Коппелия
О спектакле
Театр Классического балета по-своему рассказывает гофмановскую историю.
Наталья Касаткина и Владимир Василев любят рассказывать истории подробно и вкусно, потому их представления так нравятся детям — в них все понятно.
У Мариуса Петипа, поставившего в позапрошлом веке этот балет на музыку Лео Делиба, повествование начиналось с того, что юноша Франц, первый парень на деревне (а точнее, в галисийском городке), обнаруживал в окошке чужого дома читающую книжку красавицу, которая так ни разу на него и не взглянула, несмотря на все ухищрения героя. То, что девица на самом деле кукла бессловесная, зритель понимал значительно позже, почти одновременно с героем. А у Касаткиной и Василева, что решительно сотворили свою версию «Коппелии» в том же сезоне, когда Большой выпустил реконструкцию спектакля Петипа, первая сцена — это именно сцена изготовления куклы: мастер Коппелиус прилаживает и подвешивает набор конечностей к какой-то вешалке, затем конструкция скрывается от публики, и вдруг — хлоп! — на сцене появляется девушка, на трико которой прорисованы эти самые отдельные руки-ноги и соединяющие их шарниры. Кукла учится ходить, кукла начинает танцевать — и все более походит на человека.

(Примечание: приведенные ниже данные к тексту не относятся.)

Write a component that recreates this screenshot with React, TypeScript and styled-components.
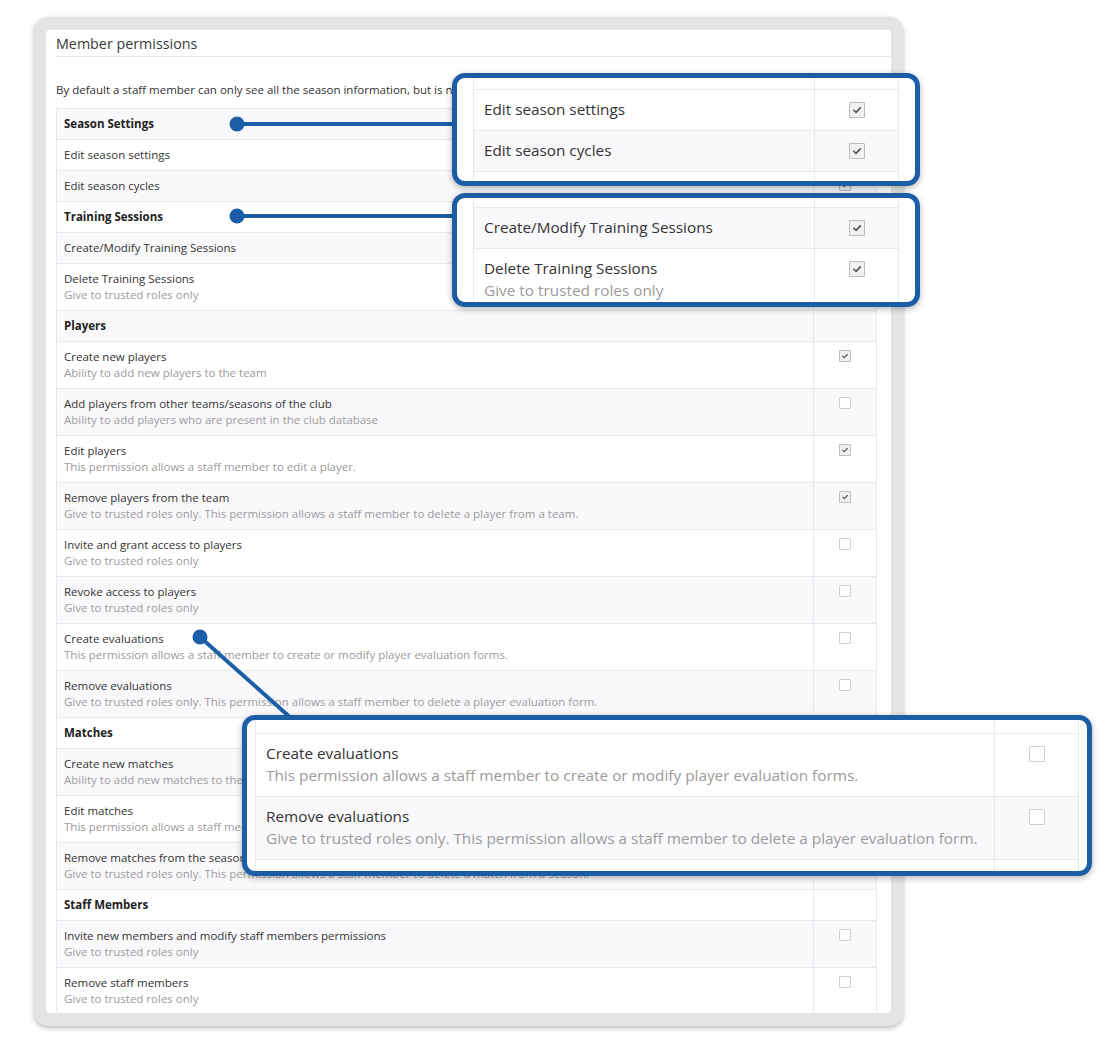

Малышне понравится и то, что на сцене есть их ровесники: совсем мальки, еще явно не попробовавшие учительской балетной палки и потому резвящиеся от души. (Ничего от полных горделивого ужаса выступлений питомцев МАХУ). Мелкий народ пляшет на городском празднике и подчеркивает его удивительно домашний характер — как и супруга бургомистра, так решительно отмечающая торжество, что в конце концов буквально с ног падает. А главная героиня, бойкая девушка Сванильда, решившая отстоять свои права на прежде увлекавшегося ею Франца, как и положено по сюжету, влезает ночью в дом таинственной незнакомки… но, обнаружив, что соперничала с куклой, не потешается над стариком мастером, а вместе с ним разыгрывает Франца, чтоб не заглядывался на других красоток.
Это очень домашний балет. Это очень уютный балет. По мастерской Коппелиуса бродит меланхоличный кентавр, а самозаводящиеся часы размахивают вполне живыми руками и ногами. Величие, жуть и патетические понты императорского балета оставлены где-то за стенами театра — как взрослые оставляют свои опасные игрушки, входя в детскую. Для детей этот спектакль вреден только одним: он создает впечатление, что балет — это очень ласковое занятие. Но развеять это заблуждение, чреватое требованием пустить чадо к балетной палке, можно просто: в следующий раз всего лишь пойти в Большой.